In 1998, an optometrist, William Strickland was added to the team in San Joaquin. That same year, the team purchased equipment and began to seal the molars and premolars of children in an effort to prevent tooth decay. In 1999 children's vitamins with fluoride were added to the medicine list. These were distributed to all the children.
For over a decade now, the medical mission has sponsored Kinder Mississippi, a preschool Christian education and feeding program for San Joaquin. In 1998-1999, the feeding program was extended to all school age children. Previously, the mission had sponsored a full-time social worker in the community. This individual worked with the local population, promoting hygiene and better nutrition. The Diocesan ECW sponsored a garden for the local women. For the last several years , the medical mission has paid for the transportation, uniforms and school supplies of the children from San Joaquin who want to continue their studies in San Antonio, a nearby town with a public middle school.
The Honduras Medical Mission has worked with the Diocese of Honduras and the local church and political administration in San Joaquin on a number of building projects. These include a clinic, dormitory, kitchen, dining hall, kindergarten, social center, and repairs and additions to the church. The mission has also helped pay for two new water storage tanks and a distribution system for potable water and for the bringing of electricity to the village.
Several medical teams from other dioceses have trained with the Mississippi team prior to undertaking their own mission.

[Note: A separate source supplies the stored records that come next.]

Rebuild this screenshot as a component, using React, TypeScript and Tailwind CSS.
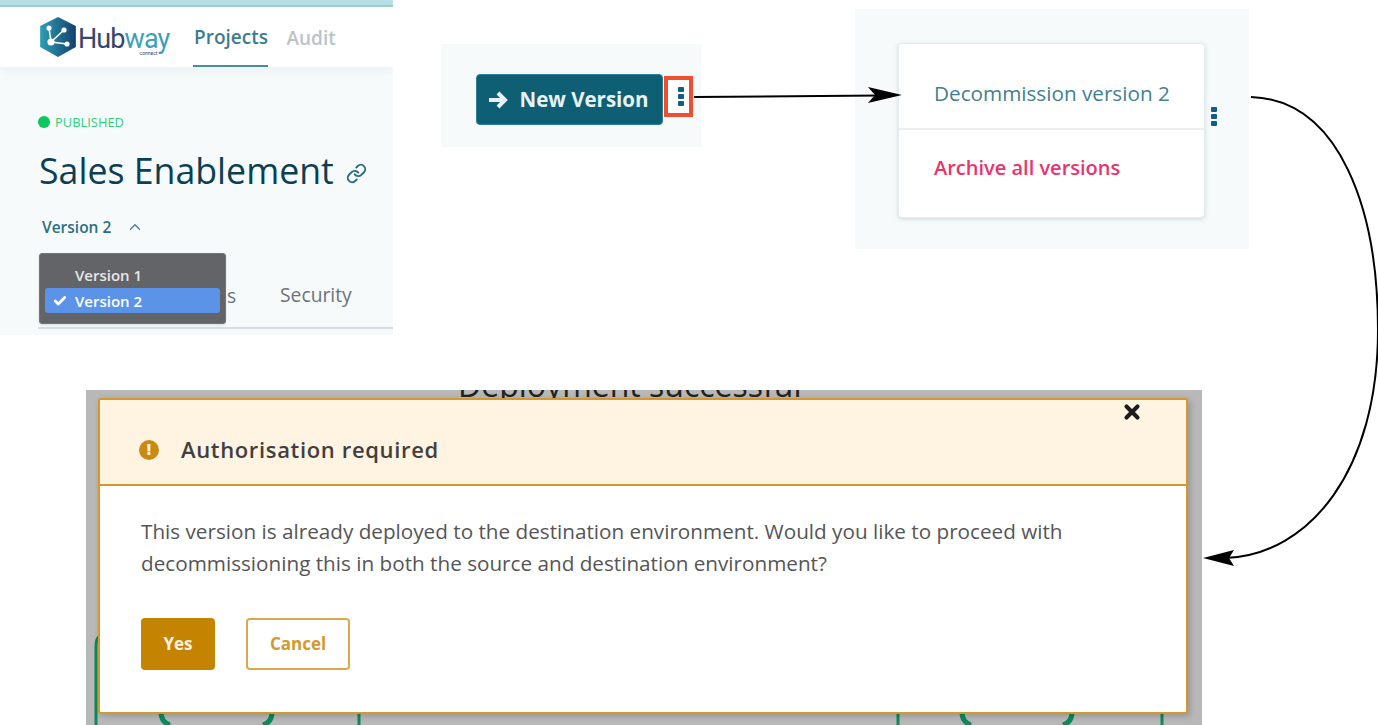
import { Check, ChevronUp, Link as LinkIcon, X } from 'lucide-react';

const openSans = "font-['Open_Sans',sans-serif]";

const Kebab = ({ className }: { className: string }) => (
  <div className={`flex flex-col gap-[2px] ${className}`}>
    <span className="h-[5px] w-[6px] rounded-[1px] bg-[#0f5f80]" />
    <span className="h-[5px] w-[6px] rounded-[1px] bg-[#0f5f80]" />
    <span className="h-[5px] w-[6px] rounded-[1px] bg-[#0f5f80]" />
  </div>
);

const Logo = () => (
  <svg width="40" height="40" viewBox="0 0 40 40">
    <defs>
      <linearGradient id="hex" x1="0" y1="0" x2="1" y2="0">
        <stop offset="0" stopColor="#2f9db5" />
        <stop offset="1" stopColor="#14406e" />
      </linearGradient>
    </defs>
    <path d="M20 0 L37 9 V30 L20 40 L3 30 V9 Z" fill="url(#hex)" transform="translate(-1 0) scale(1.05 1)" />
    <g stroke="#fff" strokeWidth="1.6">
      <path d="M13 25 L11 11 M13 25 L26 13 M13 25 L29 27" />
    </g>
    <circle cx="13" cy="25" r="3.6" fill="#fff" />
    <circle cx="11" cy="11" r="2.6" fill="#fff" />
    <circle cx="26" cy="13" r="2.6" fill="#fff" />
    <circle cx="29" cy="27" r="2.6" fill="#fff" />
  </svg>
);

const ProjectPanel = () => (
  <div className={`absolute left-0 top-0 h-[335px] w-[393px] overflow-hidden bg-[#f6fafb] ${openSans}`}>
    <div className="h-[7px] border-b-2 border-[#a3ccd2] bg-[#b6e0e4]" />
    <div className="flex h-[60px] items-stretch bg-white pl-[38px] shadow-[0_4px_8px_rgba(200,220,225,0.25)]">
      <div className="mt-[10px] flex items-start">
        <Logo />
        <div className="mt-[10px] flex flex-col items-end font-['Roboto',sans-serif]">
          <div className="text-[27px] leading-[24px] tracking-[-0.9px]">
            <span className="text-[#34466f]">Hub</span>
            <span className="text-[#3f9fb8]">way</span>
          </div>
          <span className="pr-[12px] text-[5px] leading-[5px] text-[#34466f]">connect</span>
        </div>
      </div>
      <div className="ml-[24px] flex h-[60px] w-[75px] items-center justify-center border-b-2 border-[#4a8b9c] pt-[2px] text-[19px] font-semibold text-[#3d7c8e]">
        Projects
      </div>
      <div className="ml-[18px] flex h-[60px] items-center pt-[2px] text-[19px] font-semibold text-[#b9c3c8]">Audit</div>
    </div>
    <div className="relative pl-[38px] pt-[46px]">
      <div className="flex items-center gap-[5px]">
        <span className="h-[12px] w-[12px] rounded-full bg-[#0cc65f]" />
        <span className="text-[12.9px] leading-[18px] text-[#2fcf7a]">PUBLISHED</span>
      </div>
      <div className="mt-[17px] flex items-center gap-[12px] pl-[1px]">
        <h1 className="text-[35.7px] font-medium leading-[44px] text-[#0c3f52]">Sales Enablement</h1>
        <LinkIcon className="mt-[6px] h-[21px] w-[21px] text-[#2b6c80]" strokeWidth={2.2} />
      </div>
      <div className="mt-[25px] flex items-center pl-[4px] text-[15.5px] font-semibold leading-[20px] text-[#2f6e80]">
        Version 2
        <ChevronUp className="ml-[15px] h-[18px] w-[18px] text-[#4a7f8f]" strokeWidth={1.8} />
      </div>
      <div className="mt-[46px] flex pl-[242px] text-[19.3px] leading-[24px] text-[#6b7478]">Security</div>
      <div className="mt-[20px] h-[2px] bg-[#d5dde2]" />
      <span className="absolute left-[227px] top-[217px] text-[19.3px] leading-[24px] text-[#6b7478]">s</span>
      <div className="absolute left-[39px] top-[186px] h-[71px] w-[187px] rounded-[3px] border border-[#74757a] bg-[#636468] px-[5px] pt-[11px] text-[15px] font-semibold leading-[20px] shadow-sm">
        <div className="pl-[30px] text-[#e6e6e6]">Version 1</div>
        <div className="mt-[3px] flex h-[25px] items-center rounded-[3px] bg-[#5b93e8] pl-[8px] text-white">
          <Check className="mr-[8px] h-[14px] w-[14px]" strokeWidth={5} />
          Version 2
        </div>
      </div>
    </div>
  </div>
);

const NewVersionPanel = () => (
  <div className={`absolute left-[441px] top-[44px] flex h-[103px] w-[260px] items-start bg-[#f6fafb] pl-[35px] pt-[30px] ${openSans}`}>
    <button className="flex h-[51px] w-[187px] items-center justify-center gap-[10px] rounded-[4px] border border-[#2a8198] bg-[#0f5f74] pr-[1px] text-[20.5px] font-bold text-[#e8f2f4]">
      <svg width="20" height="18" viewBox="0 0 20 18" fill="none" stroke="currentColor" strokeWidth="4">
        <path d="M0 9 H16 M9 2 L16 9 L9 16" />
      </svg>
      New Version
    </button>
    <div className="ml-[1px] mt-[2px] flex h-[41px] w-[29px] items-center justify-center border-4 border-[#f04e30] bg-white pl-[4px]">
      <Kebab className="" />
    </div>
  </div>
);

const MenuPanel = () => (
  <div className={`absolute left-[855px] top-[9px] h-[240px] w-[394px] bg-[#f6fafb] pl-[43px] pt-[34px] ${openSans}`}>
    <div className="flex h-[175px] w-[307px] flex-col rounded-[4px] border border-[#e6ebee] bg-white shadow-[0_1px_4px_rgba(120,140,150,0.3)]">
      <div className="flex h-[86px] items-center border-b-2 border-[#eceff2] pl-[35px] pt-[15px] text-[20.7px] text-[#44808f]">
        Decommission version 2
      </div>
      <div className="flex flex-1 items-center pb-[12px] pl-[35px] text-[20px] font-semibold text-[#e8336d]">
        Archive all versions
      </div>
    </div>
    <Kebab className="absolute left-[356px] top-[98px]" />
  </div>
);

const ModalPanel = () => (
  <div className={`absolute left-[86px] top-[390px] h-[335px] w-[1116px] overflow-hidden bg-[#b8b8b8] ${openSans}`}>
    <div className="absolute left-[372px] top-[-27px] whitespace-nowrap text-[32px] leading-[44px] text-[#222]">
      Deployment successful
    </div>
    <svg className="absolute inset-0" width="1116" height="335" fill="none" stroke="#0b8a5a" strokeWidth="3">
      <path d="M10 335 V256 Q10 248 14 246" />
      <path d="M75 322 Q75 332 84 335" strokeWidth="5" />
      <path d="M186 322 Q186 332 177 335" strokeWidth="5" />
      <path d="M273 322 V335" />
      <path d="M812 322 V335" />
      <path d="M876 322 Q876 332 885 335" strokeWidth="5" />
      <path d="M986 322 Q986 332 977 335" strokeWidth="5" />
      <path d="M1076 322 V335" />
    </svg>
    <div className="relative ml-[12px] mt-[8px] h-[316px] w-[1090px] overflow-hidden rounded-[3px] border-2 border-[#d4982f] bg-white shadow-[2px_2px_6px_rgba(0,0,0,0.2)]">
      <div className="relative flex h-[86px] items-center border-b-2 border-[#d4982f] bg-[#fff4e2] pl-[39px] pt-[15px]">
        <span className="flex h-[20px] w-[20px] items-center justify-center rounded-full bg-[#c98a12] text-[15px] font-extrabold leading-none text-[#fff4e2]">
          !
        </span>
        <span className="ml-[22px] text-[22px] font-semibold tracking-[0.65px] text-[#3f3f3f]">Authorisation required</span>
        <X className="absolute left-[1021px] top-[1px] h-[22px] w-[22px] text-[#1c1c1c]" strokeWidth={4.5} />
      </div>
      <div className="pl-[41px] pt-[29px] text-[20.7px] leading-[32px] text-[#555]">
        <p>This version is already deployed to the destination environment. Would you like to proceed with</p>
        <p>decommissioning this in both the source and destination environment?</p>
      </div>
      <div className="mt-[39px] flex gap-[31px] pl-[41px] text-[17px] font-bold">
        <button className="h-[52px] w-[74px] rounded-[4px] bg-[#c48300] text-[#fff3e0]">Yes</button>
        <button className="h-[52px] w-[104px] rounded-[4px] border-2 border-[#dba94a] bg-white text-[#d4982f]">Cancel</button>
      </div>
    </div>
  </div>
);

const Connectors = () => (
  <svg className="absolute inset-0" width="1378" height="725" fill="none" stroke="#000" strokeWidth="2">
    <path d="M694 97 L880 95.4" />
    <path d="M902 95 L868 87 L875 95 L868 103 Z" fill="#000" stroke="none" />
    <path d="M1251 97 C1340 100 1378 210 1378 330 C1378 470 1310 555 1225 558" />
    <path d="M1203 558 L1234 550 L1229 558 L1234 566 Z" fill="#000" stroke="none" />
  </svg>
);

export default function App() {
  return (
    <div className="relative h-[725px] w-[1378px] overflow-hidden bg-white">
      <ProjectPanel />
      <NewVersionPanel />
      <MenuPanel />
      <ModalPanel />
      <Connectors />
    </div>
  );
}
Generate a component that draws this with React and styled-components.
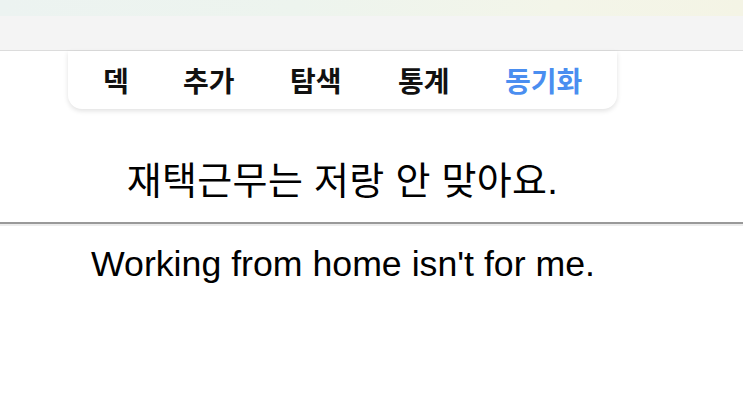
import styled, {createGlobalStyle} from "styled-components"

const Global = createGlobalStyle`
  html, body {
    margin: 0;
    padding: 0;
    background: #fff;
  }
  body {
    font-family: "Liberation Sans", "Noto Sans CJK KR", sans-serif;
    color: #000;
  }
`

const Page = styled.div`
  display: flex;
  flex-direction: column;
  min-height: 418px;
`

const TopStrip = styled.div`
  height: 16px;
  background: linear-gradient(90deg, #ecf3f1 0%, #edf4ee 40%, #f3f5e9 75%, #f4f4e5 100%);
`

const Bar = styled.div`
  height: 34px;
  background: #f4f4f4;
  border-bottom: 1px solid #dcdcdc;
`

const NavWrap = styled.div`
  display: flex;
  padding-left: 68px;
`

const Nav = styled.nav`
  width: 549px;
  height: 58px;
  display: flex;
  align-items: center;
  background: #fff;
  border-radius: 0 0 14px 14px;
  box-shadow: 0 2px 5px rgba(0, 0, 0, 0.12);
  box-sizing: border-box;
  padding-left: 35px;
`

const NavItem = styled.span`
  font-family: "Noto Sans CJK KR", sans-serif;
  font-weight: 700;
  font-size: 28px;
  line-height: 1;
  width: ${p => p.w}px;
  flex-shrink: 0;
  white-space: nowrap;
  color: ${p => (p.active ? "#4a8ef0" : "#111")};
`

const Korean = styled.div`
  margin-top: 50px;
  text-align: center;
  font-family: "Liberation Sans", "Noto Sans CJK KR", sans-serif;
  font-size: 38px;
  letter-spacing: 0.3px;
  line-height: 44px;
  padding-right: 58px;
`

const Divider = styled.div`
  margin-top: 19px;
  height: 2px;
  background: #999;
  border-bottom: 2px solid #ececec;
`

const English = styled.div`
  margin-top: 18px;
  padding-left: 91px;
  font-family: "Liberation Sans", Arial, sans-serif;
  font-size: 35.7px;
  line-height: 40px;
`

const items = [
  {label: "덱", w: 80},
  {label: "추가", w: 107},
  {label: "탐색", w: 108},
  {label: "통계", w: 107},
  {label: "동기화", w: 90, active: true},
]

export default function App() {
  return (
    <Page>
      <Global />
      <TopStrip />
      <Bar />
      <NavWrap>
        <Nav>
          {items.map(it => (
            <NavItem key={it.label} w={it.w} active={it.active}>
              {it.label}
            </NavItem>
          ))}
        </Nav>
      </NavWrap>
      <Korean>재택근무는 저랑 안 맞아요.</Korean>
      <Divider />
      <English>Working from home isn't for me.</English>
    </Page>
  )
}
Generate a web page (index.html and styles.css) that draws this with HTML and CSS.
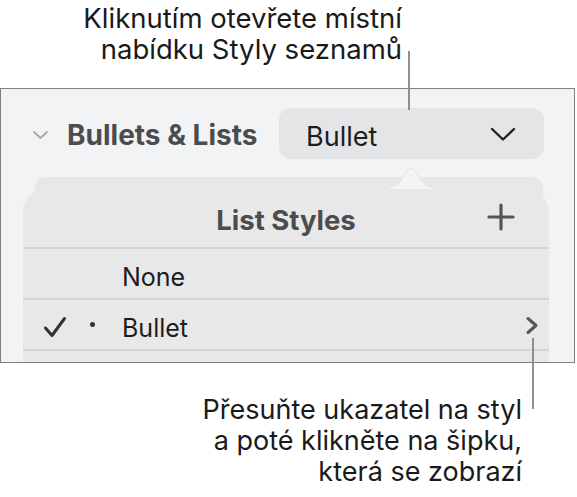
FILE: index.html
```html
<!DOCTYPE html>
<html lang="cs">
<head>
  <meta charset="UTF-8">
  <meta name="viewport" content="width=device-width, initial-scale=1.0">
  <title>Styly seznamů</title>
  <link rel="stylesheet" href="styles.css">
</head>
<body>
  <div class="callout callout-top">Kliknutím otevřete místní<br>nabídku Styly seznamů</div>
  <div class="leader leader-top"></div>

  <div class="panel">
    <div class="section-head">
      <svg class="disclosure" width="17" height="10" viewBox="0 0 17 10">
        <path d="M2 2 L8.5 8 L15 2" fill="none" stroke="#a9aaac" stroke-width="1.8" stroke-linecap="round" stroke-linejoin="round"/>
      </svg>
      <span class="section-title">Bullets &amp; Lists</span>
      <div class="popup">
        <span class="popup-label">Bullet</span>
        <svg width="26" height="15" viewBox="0 0 26 15">
          <path d="M2 2 L13 12.5 L24 2" fill="none" stroke="#222" stroke-width="2.4" stroke-linecap="round" stroke-linejoin="round"/>
        </svg>
      </div>
    </div>

    <div class="styles-card">
      <div class="popover">
        <svg class="popover-arrow" width="60" height="25" viewBox="0 0 60 25">
          <path d="M0 24 C15 24 21 15 26 6 C28 2.5 32 2.5 34 6 C39 15 45 24 60 24 Z" fill="#f3f4f6"/>
          <path d="M0 24 C15 24 21 15 26 6 C28 2.5 32 2.5 34 6 C39 15 45 24 60 24" fill="none" stroke="#e2e3e5" stroke-width="1"/>
        </svg>
        <div class="popover-head">
          <span class="popover-title">List Styles</span>
          <svg class="add" width="28" height="28" viewBox="0 0 28 28">
            <path d="M14 2 V26 M2 14 H26" stroke="#555" stroke-width="3.2" stroke-linecap="round"/>
          </svg>
        </div>
        <ul class="style-list">
          <li class="style-row">
            <span class="check"></span>
            <span class="mark"></span>
            <span class="style-name">None</span>
          </li>
          <li class="style-row">
            <span class="check">
              <svg width="24" height="22" viewBox="0 0 24 22">
                <path d="M2.5 12 L9 19.5 L21.5 2.5" fill="none" stroke="#333" stroke-width="3" stroke-linecap="round" stroke-linejoin="round"/>
              </svg>
            </span>
            <span class="mark"><i class="dot"></i></span>
            <span class="style-name">Bullet</span>
            <svg class="more" width="14" height="19" viewBox="0 0 14 19">
              <path d="M3 2.5 L11 9.5 L3 16.5" fill="none" stroke="#555" stroke-width="3" stroke-linecap="round" stroke-linejoin="round"/>
            </svg>
          </li>
          <li class="style-row"></li>
        </ul>
      </div>
    </div>
  </div>

  <div class="leader leader-bottom"></div>
  <div class="callout callout-bottom">Přesuňte ukazatel na styl<br>a poté klikněte na šipku,<br>která se zobrazí</div>
</body>
</html>
```

FILE: styles.css
```css
body {
  margin: 0;
  width: 577px;
  height: 497px;
  overflow: hidden;
  background: #fff;
  font-family: Inter, "Noto Sans", sans-serif;
  color: #1d1d1f;
  position: relative;
}
.callout {
  font-size: 27.5px;
  line-height: 31px;
  text-align: right;
  color: #1a1a1a;
}
.callout-top {
  width: 402px;
  padding-top: 3px;
  height: 88px;
  box-sizing: border-box;
}
.callout-bottom {
  width: 522px;
  margin-top: 31px;
  font-size: 27px;
}
.leader {
  position: absolute;
  width: 2px;
  background: #8e8e8e;
  z-index: 2;
}
.leader-top {
  left: 408px;
  top: 51px;
  height: 59px;
}
.leader-bottom {
  left: 532px;
  top: 338px;
  height: 71px;
}
.panel {
  width: 575px;
  height: 275px;
  box-sizing: border-box;
  border: 1px solid #808080;
  background: #f2f3f5;
  overflow: hidden;
}
.section-head {
  display: flex;
  align-items: center;
  padding: 19px 30px 0 31px;
}
.disclosure {
  margin-top: 2px;
}
.section-title {
  margin-left: 18px;
  padding-top: 3px;
  font-size: 28px;
  font-weight: 700;
  color: #4c4c4e;
}
.popup {
  margin-left: auto;
  width: 265px;
  height: 51px;
  box-sizing: border-box;
  padding: 0 28px 0 27px;
  border-radius: 12px;
  background: #e4e5e7;
  display: flex;
  align-items: center;
  justify-content: space-between;
  font-size: 27px;
  color: #1d1d1f;
}
.popup-label {
  padding-top: 6px;
}
.popup svg {
  margin-top: 1px;
}
.styles-card {
  margin: 18px 31px 0 34px;
  padding-top: 11px;
  height: 200px;
  border-radius: 11px;
  background: #e6e7e9;
}
.popover {
  position: relative;
  margin: 0 -6px 0 -12px;
  height: 200px;
  border-radius: 24px 24px 0 0;
  background: #e8e8e8;
}
.popover-arrow {
  position: absolute;
  left: 358px;
  top: -23px;
}
.popover-head {
  height: 59px;
  display: flex;
  align-items: center;
  justify-content: center;
  position: relative;
  border-bottom: 2px solid #d4d4d4;
}
.popover-title {
  font-size: 27.5px;
  font-weight: 700;
  color: #4c4c4e;
  padding-top: 5px;
}
.add {
  position: absolute;
  right: 34px;
  top: 15px;
}
.style-list {
  list-style: none;
  margin: 0;
  padding: 0;
}
.style-row {
  height: 51px;
  box-sizing: border-box;
  display: flex;
  align-items: center;
  padding: 0 10px 0 20px;
  border-bottom: 2px solid #d4d4d4;
  font-size: 25px;
  color: #1d1d1f;
}
.check {
  width: 24px;
  height: 22px;
}
.mark {
  width: 55px;
  display: flex;
  align-items: center;
  padding-left: 23px;
  box-sizing: border-box;
}
.dot {
  width: 5px;
  height: 5px;
  border-radius: 50%;
  background: #333;
}
.style-name {
  flex: 1;
  padding-top: 6px;
}
.more {
  margin-top: 1px;
}
```
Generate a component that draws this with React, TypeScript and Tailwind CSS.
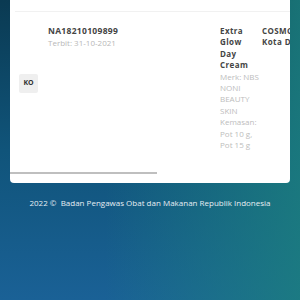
import React from 'react'

const font = { fontFamily: '"Open Sans", "Liberation Sans", sans-serif' }

const nameLines = ['Extra', 'Glow', 'Day', 'Cream']
const infoLines = ['Merk: NBS', 'NONI', 'BEAUTY', 'SKIN', 'Kemasan:', 'Pot 10 g,', 'Pot 15 g']

export default function App() {
  return (
    <div
      style={font}
      className="h-[300px] w-[300px] overflow-hidden bg-[linear-gradient(to_right,rgba(28,128,126,0)_35%,rgba(28,128,126,0.8)_100%),linear-gradient(to_bottom,#0a3a52_0%,#10547a_50%,#1a6196_100%)]"
    >
      {/* table card */}
      <div className="ml-[10px] w-[280px] overflow-hidden rounded-b-[4px] bg-white">
        <div className="h-[11px]" />
        <div className="ml-[5px] w-[420px] border-t border-[#f1f1f1]">
          <div className="flex h-[160px] items-start">
            <div className="w-[33px] shrink-0 pt-[62px] pl-[4px]">
              <span className="flex h-[19px] w-[19px] items-center justify-center rounded-[2px] bg-[#efefef] text-[7px] font-bold text-[#333]">
                KO
              </span>
            </div>
            <div className="w-[172px] shrink-0 pt-[13px]">
              <p className="text-[8.5px] leading-[12px] font-bold tracking-[0.3px] text-[#444]">NA18210109899</p>
              <p className="text-[8px] leading-[11px] text-[#b8b8b8]">Terbit: 31-10-2021</p>
            </div>
            <div className="w-[42px] shrink-0 pt-[13px] text-[8px] leading-[11.4px] whitespace-nowrap">
              {nameLines.map(l => (
                <p key={l} className="font-bold tracking-[0.4px] text-[#444]">{l}</p>
              ))}
              {infoLines.map(l => (
                <p key={l} className="text-[#bdbdbd]">{l}</p>
              ))}
            </div>
            <div className="w-[90px] shrink-0 pt-[13px] text-[8px] leading-[11.4px] font-bold tracking-[0.4px] text-[#444]">
              <p>COSMOS</p>
              <p>Kota Depok</p>
            </div>
          </div>
        </div>
        {/* horizontal scrollbar */}
        <div className="h-[2px] w-[147px] bg-[#bfbfbf]" />
        <div className="h-[9px]" />
      </div>

      <p className="mt-[14px] text-center text-[8px] leading-[11px] text-[#e6eef3]">
        2022 ©&nbsp; Badan Pengawas Obat dan Makanan Republik Indonesia
      </p>
    </div>
  )
}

The Honduras Medical Mission would not be possible without the assistance of the office of the Bishop of Honduras. Their advice and logistic support have been critical to the success of the Mission. In addition, the Mission has been a joint effort of the volunteers of Mississippi and the people of the two villages where the clinics have been held. Without the assistance of these locals, the Mississippi members of the team could not serve the number of patients seen each year. In recent years, the Mission has come to depend on the translation services of high school students from St. John's School in Peurto Cortes and from the Buen Pastor School in San Pedro Sula. The Mission is truly a combined Mississippi and Honduras effort.
Although the team members pay their own expenses, the mission has been dependent on financial contributions from individuals, parishes and other institutions for the purchase of medicines, equipment and for the various building and feeding projects.
2000 + 2001 St. James', Jackson
2002 + 2003 St. Paul's, Meridian
2004 + 2005 All Saint's, Tupelo
2006 + 2007 Trinity, Hattiesburg
2008 + 2009 St. Philip's, Jackson
2010 + 2011 Chapel of the Cross, Madison
2012 + 2013 St. Peter's, Oxford
2014 + 2015 St. John's, Laurel
2016 + 2017 St. Andrew's, Jackson
2018 + 2019 All Saints, Tupelo
2020 + 2021 + 2022 Coast Convocation: St. John's, Pascagoula; St. John's, Ocean Springs; St. Mark's, Gulfport
2023 + 2024 St. Columb's, Ridgeland
* Due to the pandemic, the 2021-2022 Missions had to be canceled. However, funding was sent to aid the village of San Joaquin and those in Honduras that make our Mission possible.